Considerations Of The Two Strategies
How much organic material needs broken down: It is important that there is not a massive excess of organic material to break down within the timeframe for the first method. If there is an abundance of grass, moss or other organic material like rushes it may need to be broken down with something like a flail topper before spraying.
Organic material will break down faster in the dark and damp under the soil so if a lot of surface organic material is present after flailing it may decompose faster under the soil than if it is left on the surface.
The moisture content of the field and the time of year: When soil is very dry and the weather is hot and dry it will take much longer for organic material to decompose using the first method.
Moisture helps break down grass and roots, so if the soil is absent of it and there is no rain you could be left with a lot of organic material not fully decayed when it is scheduled to be rotavated. If time is running out and it must be ploughed and tilled to get your crop sown, you could end up with a poor seedbed full of sods.
It is essential if you are using this first strategy that it is sprayed off in the earlier wetter months to ensure everything has fully broken down by springtime.

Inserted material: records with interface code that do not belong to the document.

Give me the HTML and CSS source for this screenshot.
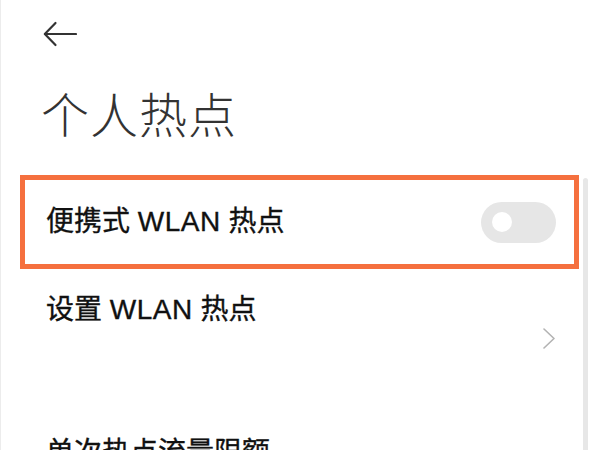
FILE: index.html
```html
<!DOCTYPE html>
<html lang="zh-CN">
<head>
<meta charset="utf-8">
<title>个人热点</title>
<link rel="stylesheet" href="styles.css">
</head>
<body>
<div class="page">
  <div class="topbar">
    <svg class="back" width="34" height="26" viewBox="0 0 34 26">
      <path d="M2 13 H33" fill="none" stroke="#333" stroke-width="2.2" stroke-linecap="round"/>
      <path d="M12.5 2 L1.8 13 L12.5 24" fill="none" stroke="#333" stroke-width="2.2" stroke-linecap="round" stroke-linejoin="round"/>
    </svg>
  </div>
  <h1 class="title">个人热点</h1>
  <div class="row row-highlight">
    <span class="row-label">便携式 <span class="latin">WLAN</span> 热点</span>
    <span class="toggle"><span class="knob"></span></span>
  </div>
  <div class="row row-nav">
    <span class="row-label">设置 <span class="latin">WLAN</span> 热点</span>
    <svg class="chevron" width="12" height="21" viewBox="0 0 12 21">
      <path d="M1 1 L11 10.5 L1 20" fill="none" stroke="#b3b3b3" stroke-width="1.6" stroke-linecap="round" stroke-linejoin="round"/>
    </svg>
  </div>
  <div class="row row-plain">
    <span class="row-label">单次热点流量限额</span>
  </div>
  <div class="scroll-indicator"></div>
</div>
</body>
</html>
```
FILE: styles.css
```css
html, body {
  margin: 0;
  padding: 0;
  background: #ffffff;
}
body {
  font-family: "Noto Sans CJK SC", "Noto Sans", sans-serif;
  color: #000;
  box-shadow: inset 1px 0 #ececec;
  width: 600px;
  height: 450px;
  overflow: hidden;
}
.page {
  position: relative;
  height: 450px;
  overflow: hidden;
}
.topbar {
  height: 68px;
  display: flex;
  align-items: center;
  padding-left: 43px;
}
.back {
  display: block;
}
.title {
  margin: 0 0 31px 0;
  padding: 12px 0 0 41px;
  font-size: 48px;
  line-height: 64px;
  font-weight: 300;
  letter-spacing: 1px;
  color: #333;
}
.row {
  display: flex;
  align-items: center;
}
.row-label {
  font-family: "Liberation Sans", "Noto Sans CJK SC", sans-serif;
  font-size: 28px;
  line-height: 40px;
  font-weight: 400;
  color: #111;
  -webkit-text-stroke: 0.35px #111;
}
.latin {
  letter-spacing: 0.5px;
}
.row-highlight {
  margin: 0 21px 0 20px;
  height: 84px;
  border: 5px solid #f5703e;
  padding: 0 18px 0 21px;
  justify-content: space-between;
}
.toggle {
  width: 75px;
  height: 41px;
  border-radius: 21px;
  background: #e6e6e6;
  display: flex;
  align-items: center;
  padding-left: 11px;
  box-sizing: border-box;
}
.knob {
  width: 20px;
  height: 20px;
  border-radius: 50%;
  background: #fff;
}
.row-nav {
  height: 139px;
  box-sizing: border-box;
  padding: 21px 45px 0 46px;
  justify-content: space-between;
  align-items: flex-start;
}
.chevron {
  align-self: center;
  margin-top: -21px;
}
.row-plain {
  margin-top: 25px;
  padding-left: 46px;
}
.scroll-indicator {
  position: absolute;
  left: 583px;
  top: 178px;
  bottom: 0;
  width: 5px;
  border-radius: 3px 3px 0 0;
  background: #e7e7e7;
}
```
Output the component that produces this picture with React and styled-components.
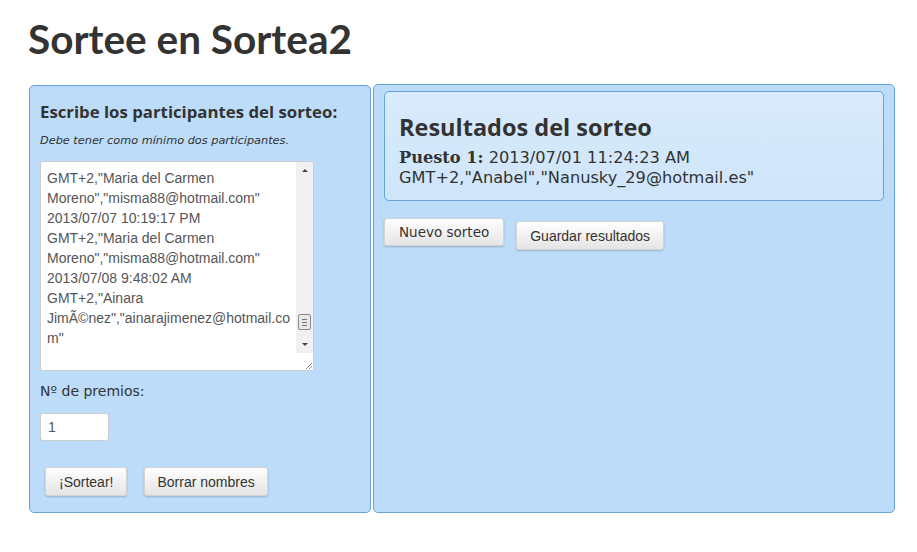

Machinery and chemicals needed: As the focus is on a good weedkill with the first method, it is important the sprayer and herbicide you use is optimal. This is also true when it comes to using a more expensive 1000 rpm rotavator to achieve a really good surface incorporation with the soil before ploughing.
Adaptability when ploughing: As farming is highly influenced by nature this also adds unpredictability.
If it has been a very sunny and dry period and the organic material doesn’t fully decompose during your timeframe for the first strategy or you need to rotavate sooner than planned this can cause problems when ploughing. A hard, dry burned off field will sometimes rotavate into a fluffy mess of brittle organic material which will catch on a ploughs skimmers, which need to be lifted up or taken off.
The plough will need to have discs on each furrow also because dry grass will not allow the plough leg through it easily. This results in large sections of dry dead grass and roots sticking out of the furrows.
This is usually not an issue when using the second method at the ploughing usually takes place in March when the soil and surface material is moister and more easily worked.
Fuel cost: Today more than ever it is essential that farming operations are economical. Using a rotavator twice uses a lot of extra fuel and wearing parts compared to the second method.
The first method is great for giving you peace of mind that when the field has reached the stage of being ploughed, there is no organic material hidden anywhere providing everything has went to plan. It is a skill to know that a field is suitable for this method to work and the extra fuel cost needs to be accounted for. For vegetables that need the soil to be sieved through a web like potatoes, this is a great method – for other vegetables where the soil is left on the ground like leeks or swedes it may not be critical to achieve such a fine tilth so deep into the soil in which case the second method may be a better strategy. Everything is trial and error – do what works best for you!